▶ [Dataset excerpt]

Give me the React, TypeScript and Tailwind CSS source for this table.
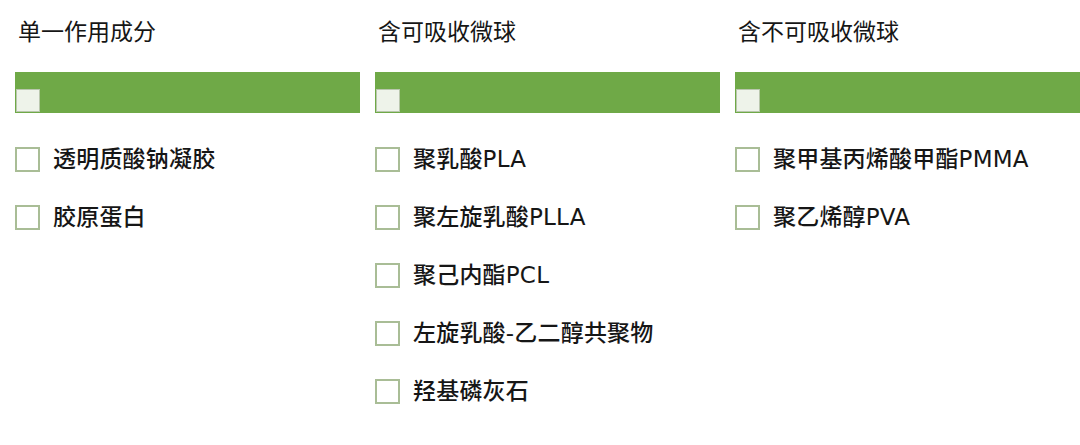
import React from "react";

const columns = [
  {
    title: "单一作用成分",
    items: ["透明质酸钠凝胶", "胶原蛋白"],
  },
  {
    title: "含可吸收微球",
    items: ["聚乳酸PLA", "聚左旋乳酸PLLA", "聚己内酯PCL", "左旋乳酸-乙二醇共聚物", "羟基磷灰石"],
  },
  {
    title: "含不可吸收微球",
    items: ["聚甲基丙烯酸甲酯PMMA", "聚乙烯醇PVA"],
  },
];

export default function App() {
  return (
    <div
      className="h-[445px] w-[1080px] overflow-hidden bg-white pl-[15px] text-[#161616]"
      style={{ fontFamily: '"DejaVu Sans", "Noto Sans CJK SC", sans-serif' }}
    >
      <div className="grid grid-cols-[345px_345px_345px] gap-x-[15px]">
        {columns.map((col) => (
          <div key={col.title} className="flex flex-col">
            {/* Header */}
            <div className="flex h-[64px] items-center pl-[3px] text-[23px]">{col.title}</div>

            {/* Green bar with select-all box */}
            <div className="mt-[8px] flex h-[41px] items-end bg-[#6fa947] pb-[1px] pl-[1px]">
              <div className="h-[23px] w-[24px] border border-[#b9c7ad] bg-[#eef3ea]" />
            </div>

            {/* Options */}
            <div className="mt-[17px] flex flex-col">
              {col.items.map((item) => (
                <div key={item} className="flex h-[58px] items-center gap-[13px]">
                  <div className="h-[25px] w-[25px] border-2 border-[#a9bd96] bg-white" />
                  <span className="text-[23px] font-medium leading-none tracking-[0.2px]">{item}</span>
                </div>
              ))}
            </div>
          </div>
        ))}
      </div>
    </div>
  );
}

▶ [What the exercise asks] Repeat the material above verbatim. Leave the pictures behind.

▶ [Response]
Give me the React, TypeScript and Tailwind CSS source for this table.
import React from "react";

const columns = [
  {
    title: "单一作用成分",
    items: ["透明质酸钠凝胶", "胶原蛋白"],
  },
  {
    title: "含可吸收微球",
    items: ["聚乳酸PLA", "聚左旋乳酸PLLA", "聚己内酯PCL", "左旋乳酸-乙二醇共聚物", "羟基磷灰石"],
  },
  {
    title: "含不可吸收微球",
    items: ["聚甲基丙烯酸甲酯PMMA", "聚乙烯醇PVA"],
  },
];

export default function App() {
  return (
    <div
      className="h-[445px] w-[1080px] overflow-hidden bg-white pl-[15px] text-[#161616]"
      style={{ fontFamily: '"DejaVu Sans", "Noto Sans CJK SC", sans-serif' }}
    >
      <div className="grid grid-cols-[345px_345px_345px] gap-x-[15px]">
        {columns.map((col) => (
          <div key={col.title} className="flex flex-col">
            {/* Header */}
            <div className="flex h-[64px] items-center pl-[3px] text-[23px]">{col.title}</div>

            {/* Green bar with select-all box */}
            <div className="mt-[8px] flex h-[41px] items-end bg-[#6fa947] pb-[1px] pl-[1px]">
              <div className="h-[23px] w-[24px] border border-[#b9c7ad] bg-[#eef3ea]" />
            </div>

            {/* Options */}
            <div className="mt-[17px] flex flex-col">
              {col.items.map((item) => (
                <div key={item} className="flex h-[58px] items-center gap-[13px]">
                  <div className="h-[25px] w-[25px] border-2 border-[#a9bd96] bg-white" />
                  <span className="text-[23px] font-medium leading-none tracking-[0.2px]">{item}</span>
                </div>
              ))}
            </div>
          </div>
        ))}
      </div>
    </div>
  );
}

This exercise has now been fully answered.